There are about 20 empty stores at Independence Center. Many of those vacancies are clustered near the former Sears store, which closed in 2019. (Joyce Smith | Flatland)

While Independence Center struggles, at least it’s still standing. Most of the area’s other enclosed malls are long gone. 

Metcalf South in Overland Park made way for 95Metcalf with such freestanding tenants as Andy’s Frozen Custard, Chick-fil-A, Lowe’s, Texas Roadhouse and Whataburger, along with senior living. 

In the Northland, Macy’s is all that remains of the demolished Metro North Shopping Center. But the redevelopment, Metro North Crossing, has many freestanding buildings with the hottest restaurants from Hawaiian Bros Island Grill to Whataburger. And locally owned Third Street Social is now an anchor tenant of the 7,000-square-foot Woodstone mixed-use luxury apartment building with 250 units (98% leased) in Metro North Crossing. 

Bannister Mall was demolished for an office park. Mission Center was demolished for a redevelopment project that has been in limbo for years. The site of Indian Springs still seeks a redevelopment spark. 

Oak Park Mall and Independence Center may be the last of their kind in Kansas City. 

“I think the days of new construction malls are behind us,” said Dan Horn, development manager for IAS Partners, owners and redevelopers of Metro North. 

“It is important to understand what the community you serve is missing and that’s why we have had success — local restaurants and more coming next year. A need for more quality dining options.” 

Changing Times 

There’s no stopping the surge in online sales. But in-store shopping remains embedded in our routine. 

According to a May survey of 1,000 consumers between the ages of 18 and 64 fielded by the SPAR Group, more than 80% prefer to buy groceries in-store and more than 45% choose to shop in-store at apparel, convenience, discount and home improvement stores.  

But discretionary spending is shifting. 

A recent report by the International Council of Shopping Centers (ICSC) in New York on The Rise of the Gen Z Consumer (16- to 26-year-olds) found 60% don’t want more stuff. They would rather pay for an experience. 

The Country Club Plaza recently opened The Escape Game, and its new ownership group wants to bring in higher-end entertainment. Metro North Crossing has T-Shotz Golf & Entertainment. Summit Fair shopping center in Lee’s Summit recently signed Craft Putt, an indoor mini golf and taphouse complex, for an early 2025 opening.  

In 2023, Scheels opened a whopping 250,000-square-foot store in a Chandler, Arizona, mall. It includes a 45-foot Ferris Wheel, a 16,000-gallon saltwater aquarium, a “wildlife mountain” and a massive candy store and 75 mini-shops. 

Malls also are adding more fitness centers ranging from boutique operators such as Pure Barre and Club Pilates to Genesis Health Clubs to drive traffic by bringing in regulars — who live or work in the area — through the week. Bookstores still have them lingering. 

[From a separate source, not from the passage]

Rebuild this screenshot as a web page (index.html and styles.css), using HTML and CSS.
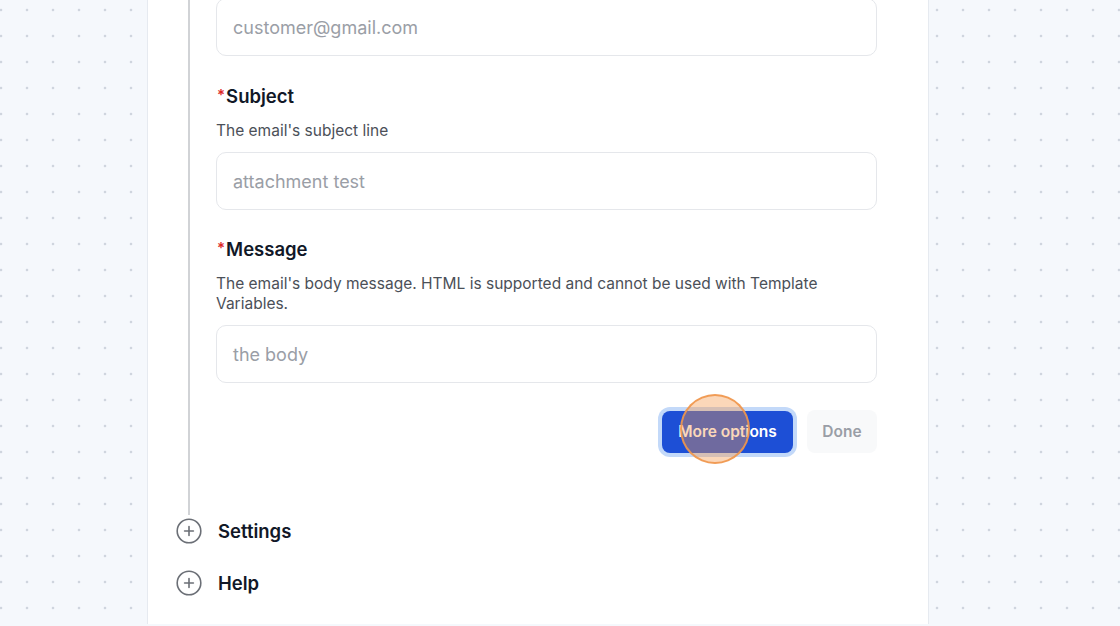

ICSC also is seeing increased consumer demand for needed and discretionary services, such as wellness offerings, traditional healthcare and childcare.  

The pandemic left landlords scrambling for rent and tenants, but the edge is shifting back in their favor. 

Commercial real estate company Cushman & Wakefield said demand for retail space continues to be robust, in part because of large retail store openings in the pipeline. Openings also continue to outpace closings and vacancies are the lowest since 2007. Meanwhile, new construction has slowed.  

Stephanie Cegielski, vice president of research and public relations for the ICSC, said retail square footage has remained virtually unchanged in the past 15 years. The current shopping center occupancy is 91.8% on average.  

“Shopping centers remain healthy with several indicators pointing to the strength of retail,” Cegielski said in a statement. “Some malls are reinventing themselves as mixed-use properties to revitalize what they offer to their communities. Combining different types of real estate, like residential, office and retail, can help transform marketplaces into vibrant communities and create new economic opportunities.”